Even though "This Time It Counts™", players make sure they don't play this game and get injured for things that really count. For a time, it looked as if Starlin Castro and Bryan LaHair wouldn't even get into the game; ex-Cardinals manager Tony LaRussa, in his final game in uniform, used his former player David Freese at first base in relief of the Reds' Joey Votto, until LaHair came into the game defensively in the bottom of the seventh. Half an inning later, Castro was sent up to bat for Rafael Furcal. I wanted to take a photo of him batting, and had to act quickly, because Castro saw just two pitches before flying out harmlessly to center field.
Castro did make a nice defensive play in the ninth inning, forcing out Joe Mauer, but Houston's Jose Altuve couldn't complete the double play.

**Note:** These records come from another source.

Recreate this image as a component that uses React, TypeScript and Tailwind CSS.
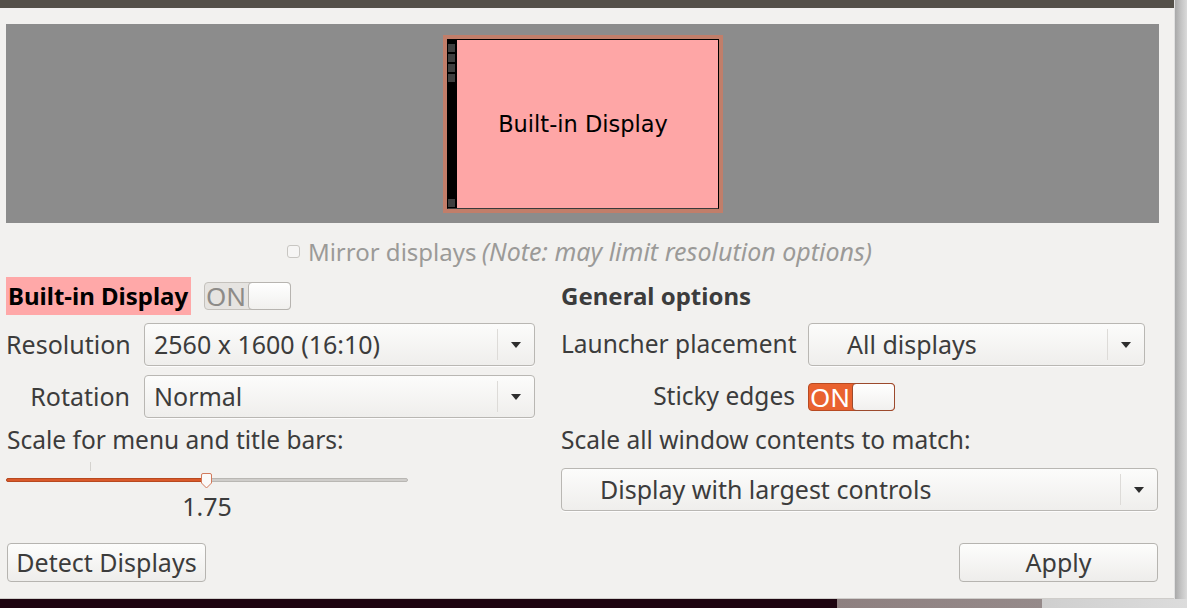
import React from "react";

const font = { fontFamily: '"Noto Sans", "Open Sans", sans-serif' };

function Combo({ text, width, pad }: { text: string; width: string; pad: string }) {
  return (
    <div
      className={`${width} h-[43px] flex items-center rounded-[4px] border border-[#b9b7b3] bg-gradient-to-b from-[#fcfcfb] to-[#efeeec] shadow-[0_1px_0_rgba(255,255,255,0.8)]`}
    >
      <span className={`flex-1 ${pad} text-[25px] text-[#3c3c3c] leading-none whitespace-nowrap`}>{text}</span>
      <div className="w-px h-[31px] bg-[#dddbd8]" />
      <div className="w-[36px] flex items-center justify-center">
        <svg width="10" height="6" viewBox="0 0 10 6">
          <path d="M0 0 L10 0 L5 6 Z" fill="#2e2e2e" />
        </svg>
      </div>
    </div>
  );
}

function Toggle({ on }: { on: boolean }) {
  return (
    <div
      className={`relative w-[87px] h-[28px] rounded-[4px] border flex items-center ${
        on ? "bg-[#e9622f] border-[#b84a22]" : "bg-[#e6e4e1] border-[#c4c1bc]"
      }`}
    >
      <span className={`pl-[1px] text-[26px] leading-none ${on ? "text-white" : "text-[#8d8b88]"}`}>ON</span>
      <div
        className={`absolute right-[-1px] top-[-1px] w-[43px] h-[28px] rounded-[4px] border bg-gradient-to-b from-white to-[#f1f0ee] ${
          on ? "border-[#9c4a2d]" : "border-[#b7b4b0]"
        }`}
      />
    </div>
  );
}

function Button({ label }: { label: string }) {
  return (
    <div className="w-[199px] h-[39px] flex items-center justify-center rounded-[4px] border border-[#b6b4b0] bg-gradient-to-b from-[#fdfdfc] to-[#eeedeb] text-[25px] text-[#3c3c3c] leading-none">
      {label}
    </div>
  );
}

export default function App() {
  return (
    <div className="w-[1187px] h-[608px] flex flex-col overflow-hidden bg-[#d0d0d0]" style={font}>
      <div className="flex flex-1">
        <div className="w-[1174px] flex flex-col">
          <div className="h-[8px] bg-[#545049]" />
          <div className="flex-1 bg-[#f2f1ef] border-b border-[#cfcdca] pt-[16px] pl-[6px] pr-[15px]">
            {/* display arrangement preview */}
            <div className="h-[199px] bg-[#8c8c8c] flex items-center justify-center">
              <div className="w-[280px] h-[178px] border-4 border-[#c17e6a] ml-[1px]">
                <div className="w-full h-full border border-black border-b-[#3a3a3a] flex">
                  <div className="w-[9px] bg-black flex flex-col pt-[4px] gap-[2px]">
                    <div className="w-[7px] h-[8px] bg-[#3f3f3f]" />
                    <div className="w-[7px] h-[8px] bg-[#3f3f3f]" />
                    <div className="w-[7px] h-[8px] bg-[#3f3f3f]" />
                    <div className="w-[7px] h-[8px] bg-[#3f3f3f]" />
                    <div className="flex-1" />
                    <div className="w-[7px] h-[8px] bg-[#3f3f3f] mb-[1px]" />
                  </div>
                  <div
                    className="flex-1 bg-[#fea6a6] flex items-center justify-center text-[22.5px] text-black pt-[2px] pr-[9px]"
                    style={{ fontFamily: '"DejaVu Sans", sans-serif' }}
                  >
                    Built-in Display
                  </div>
                </div>
              </div>
            </div>

            {/* mirror */}
            <div className="mt-[13px] h-[30px] flex items-center justify-center gap-[8px] ml-[-6px]">
              <div className="w-[13px] h-[13px] rounded-[3px] border border-[#c8c6c2] bg-[#f6f5f4]" />
              <span className="text-[24px] text-[#9b9a98] leading-none whitespace-nowrap">
                Mirror displays <i className="ml-[-1px] text-[25px]">(Note: may limit resolution options)</i>
              </span>
            </div>

            <div className="mt-[11px] grid grid-cols-[529px_597px] gap-x-[26px]">
              {/* left column */}
              <div className="flex flex-col">
                <div className="h-[38px] flex items-center">
                  <span className="h-[38px] w-[185px] bg-[#ffa8a8] flex items-center pl-[2px] text-[24px] font-bold text-black leading-none whitespace-nowrap">
                    Built-in Display
                  </span>
                  <div className="ml-[13px]">
                    <Toggle on={false} />
                  </div>
                </div>
                <div className="mt-[8px] h-[43px] flex items-center">
                  <span className="w-[124px] text-right text-[25px] text-[#3c3c3c] leading-none">Resolution</span>
                  <div className="ml-[14px]">
                    <Combo text="2560 x 1600 (16:10)" width="w-[391px]" pad="pl-[9px]" />
                  </div>
                </div>
                <div className="mt-[9px] h-[43px] flex items-center">
                  <span className="w-[124px] text-right text-[25px] text-[#3c3c3c] leading-none">Rotation</span>
                  <div className="ml-[14px]">
                    <Combo text="Normal" width="w-[391px]" pad="pl-[9px]" />
                  </div>
                </div>
                <div className="mt-[7px] h-[30px] flex items-center pl-[1px] text-[24.5px] text-[#3c3c3c] leading-none whitespace-nowrap">
                  Scale for menu and title bars:
                </div>
                <svg width="402" height="36" viewBox="0 0 402 36" className="block">
                  <line x1="84.5" y1="7" x2="84.5" y2="16" stroke="#d4d2ce" strokeWidth="1" />
                  <rect x="0.5" y="23.5" width="401" height="3" rx="1.5" fill="#cfcdca" stroke="#b9b7b3" strokeWidth="1" />
                  <rect x="0.5" y="23.5" width="200" height="3" rx="1.5" fill="#d9592a" stroke="#b8491f" strokeWidth="1" />
                  <path
                    d="M195.5 20 Q195.5 18.5 197 18.5 L204 18.5 Q205.5 18.5 205.5 20 L205.5 28 L200.5 33 L195.5 28 Z"
                    fill="#fbfaf9"
                    stroke="#d27a5c"
                    strokeWidth="1"
                  />
                </svg>
                <div className="w-[402px] h-[30px] flex items-center justify-center text-[25px] text-[#3c3c3c] leading-none">
                  1.75
                </div>
              </div>

              {/* right column */}
              <div className="flex flex-col">
                <div className="h-[38px] flex items-center text-[24px] font-bold text-[#3c3c3c] leading-none">
                  General options
                </div>
                <div className="mt-[8px] h-[43px] flex items-center">
                  <span className="w-[234px] text-right text-[24.5px] text-[#3c3c3c] leading-none whitespace-nowrap">
                    Launcher placement
                  </span>
                  <div className="ml-[13px]">
                    <Combo text="All displays" width="w-[337px]" pad="pl-[38px]" />
                  </div>
                </div>
                <div className="mt-[9px] h-[43px] flex items-center">
                  <span className="w-[234px] text-right text-[24.5px] text-[#3c3c3c] leading-none">Sticky edges</span>
                  <div className="ml-[13px]">
                    <Toggle on={true} />
                  </div>
                </div>
                <div className="mt-[7px] h-[30px] flex items-center text-[24.5px] text-[#3c3c3c] leading-none whitespace-nowrap">
                  Scale all window contents to match:
                </div>
                <div className="mt-[13px]">
                  <Combo text="Display with largest controls" width="w-[597px]" pad="pl-[38px]" />
                </div>
              </div>
            </div>

            <div className="mt-[22px] flex justify-between pl-[1px] pr-[1px]">
              <Button label="Detect Displays" />
              <Button label="Apply" />
            </div>
          </div>
        </div>
        <div className="flex-1 bg-gradient-to-r from-[#a9a9a9] via-[#c4c4c4] to-[#dadada] border-l border-[#e0e0e0]" />
      </div>
      <div className="h-[9px] flex">
        <div className="w-[837px] bg-[#1e0510]" />
        <div className="w-[205px] bg-gradient-to-r from-[#8e8080] to-[#958a8a]" />
        <div className="flex-1 bg-gradient-to-r from-[#cfcfcf] to-[#dcdcdc]" />
      </div>
    </div>
  );
}
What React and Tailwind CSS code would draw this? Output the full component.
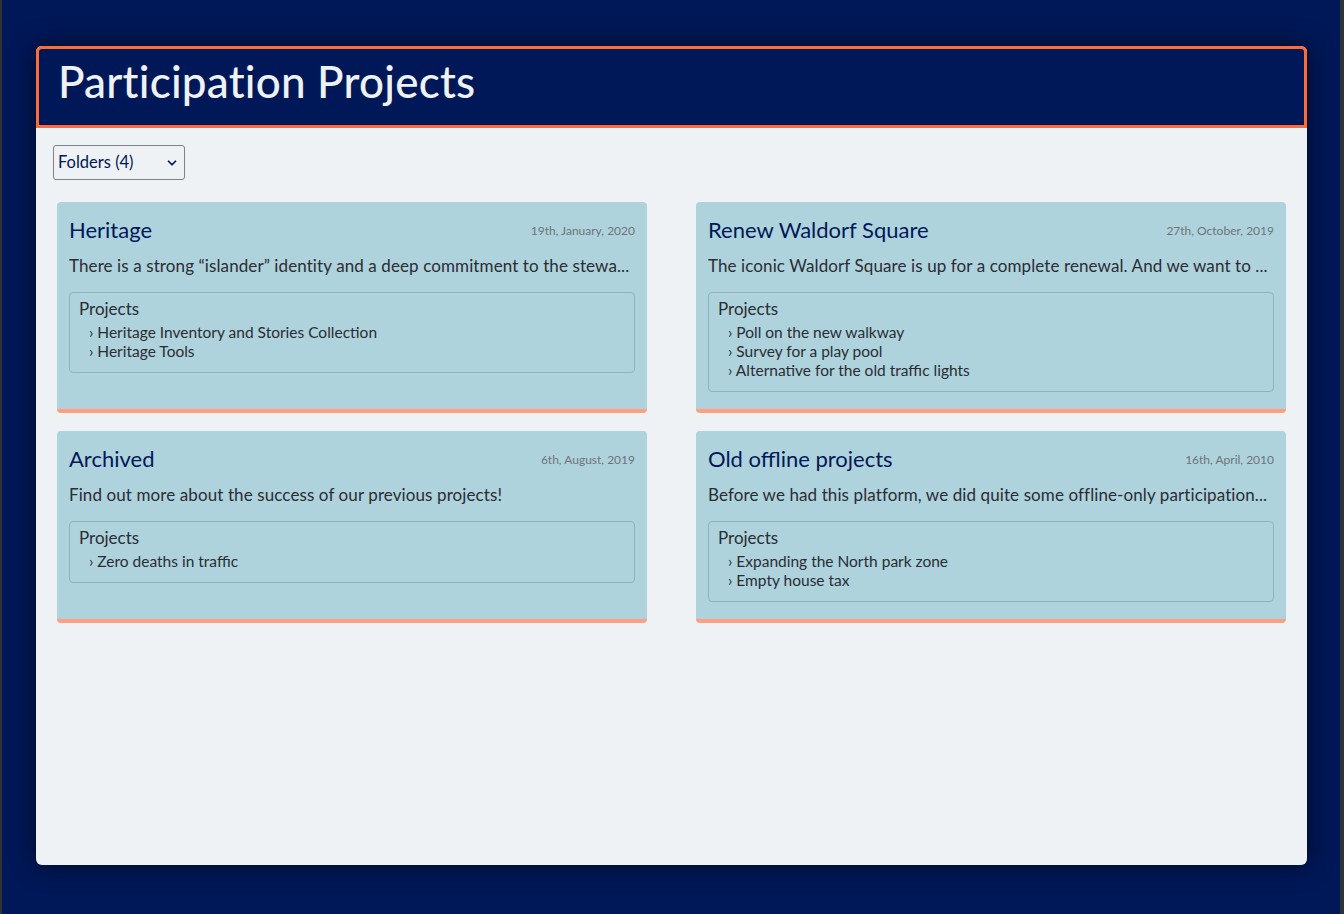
import { ChevronDown } from 'lucide-react';

const folders = [
  {
    title: 'Heritage',
    date: '19th, January, 2020',
    description: 'There is a strong “islander” identity and a deep commitment to the stewa...',
    projects: ['Heritage Inventory and Stories Collection', 'Heritage Tools'],
  },
  {
    title: 'Renew Waldorf Square',
    date: '27th, October, 2019',
    description: 'The iconic Waldorf Square is up for a complete renewal. And we want to ...',
    projects: ['Poll on the new walkway', 'Survey for a play pool', 'Alternative for the old traffic lights'],
  },
  {
    title: 'Archived',
    date: '6th, August, 2019',
    description: 'Find out more about the success of our previous projects!',
    projects: ['Zero deaths in traffic'],
  },
  {
    title: 'Old offline projects',
    date: '16th, April, 2010',
    description: 'Before we had this platform, we did quite some offline-only participation...',
    projects: ['Expanding the North park zone', 'Empty house tax'],
  },
];

// Single folder card
function FolderCard({ folder }) {
  return (
    <div className="rounded-[4px] bg-[#aed3dc] border-b-4 border-[#ff9f7f] px-3 pt-3 pb-[17px]">
      <div className="flex items-center justify-between h-8">
        <h3 className="text-[22px] leading-8 text-[#001858]">{folder.title}</h3>
        <span className="text-[12px] pt-0.5 text-[#6f7379]">{folder.date}</span>
      </div>
      <p className="mt-2 text-[17px] leading-6 tracking-[0.1px] text-[#2b2c34] whitespace-nowrap overflow-hidden">
        {folder.description}
      </p>
      <div className="mt-3.5 border border-[#8fb3bd] rounded-[4px] px-[9px] pt-1 pb-[11px]">
        <div className="text-[17px] leading-6 text-[#2b2c34]">Projects</div>
        <ul className="mt-0.5 pl-[10px]">
          {folder.projects.map((p) => (
            <li key={p} className="text-[15.5px] leading-[19px] text-[#2b2c34]">
              › {p}
            </li>
          ))}
        </ul>
      </div>
    </div>
  );
}

export default function App() {
  return (
    <div
      className="min-h-[914px] bg-[#001858] border-l-2 border-r-4 border-[#2d3336] pl-[34px] pr-[33px] pt-[46px] pb-[49px]"
      style={{ fontFamily: 'Lato, "Noto Sans", sans-serif' }}
    >
      <div className="h-[819px] rounded-[6px] bg-[#eef2f5] shadow-[0_0_24px_rgba(0,0,0,0.6)] flex flex-col">
        <header className="h-[82px] rounded-t-[6px] border-[3px] border-[#ff6b35] bg-[#001858] px-[19px] flex items-center">
          <h1 className="text-[44px] leading-none font-medium text-[#eef2f5] tracking-[0.2px] pb-[12px]">
            Participation Projects
          </h1>
        </header>

        <div className="px-[17px] pt-[17px]">
          <div className="relative w-[132px] h-[35px]">
            <select className="appearance-none w-full h-full border border-[#7d8188] rounded-[3px] bg-[#eef2f5] pl-1 text-[16.5px] text-[#001858]">
              <option>Folders (4)</option>
            </select>
            <ChevronDown
              className="absolute right-[6px] top-[11px] w-[14px] h-[14px] text-[#001858] pointer-events-none"
              strokeWidth={3}
            />
          </div>
        </div>

        <div className="grid grid-cols-2 gap-x-[49px] gap-y-[18px] px-[21px] pt-[22px]">
          {folders.map((f) => (
            <FolderCard key={f.title} folder={f} />
          ))}
        </div>
      </div>
    </div>
  );
}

Meanwhile, LaHair managed an even shorter at-bat, swinging at Fernando Rodney's first pitch and grounding to shortstop.
Thus and always, it seems -- Cubs hitters hacking away.
The game was over in the first inning, when NL hitters smacked Justin Verlander around for five runs; Verlander was originally supposed to go two innings, but after he threw 35 pitches in that inning, AL manager Ron Washington decided enough was enough and lifted him. For a time -- and even more so after the NL's three-run outburst off the Rangers' Matt Harrison that made it 8-0 in the fourth -- it appeared we could be headed for record All-Star territory. The record for most runs in an All-Star Game by one team is 13 (all AL teams, done three times, the last in 1998 at Coors Field) and by both teams 21 (in that same Coors Field game).
But that was it for scoring, which made for a parade of pitchers in the final two innings; LaRussa, who was known for wearing out a path between dugout and mound during the later years of his managing career, did it again Tuesday night -- making three mid-inning pitching changes over the last two innings.
There were plenty of Cubs fans in evidence at Kauffman Stadium all week; behind Royals and Cardinals fans, we were probably the third-largest fanbase in attendance, even in this awful Cubs season (so bad, apparently, that the K's PA announcer forgot that he had announced LaHair's entry into the game in the seventh inning and, when LaHair came up to bat in the ninth, said that he was "pinch-hitting for David Freese"). But after the AL went far behind, the Royals fans in the crowd had nothing to do but wait for local hero Billy Butler to come to bat, which he did, twice, including being struck out by the Pirates' Joel Hanrahan in the ninth inning.
Now, everyone in baseball has two days off -- that's a first, with no one at all playing the Thursday after the game -- before resuming the business of the regular season on Friday. For the Cubs, that'll be seeing who they can deal off before the non-waiver trading deadline 20 days from now, what possible returns they can get, and hoping Anthony Rizzo can continue his hot start. Later this morning, I'm heading on the road back to Chicago, and tomorrow, I'll have midseason grades for the team (most of them won't be pretty).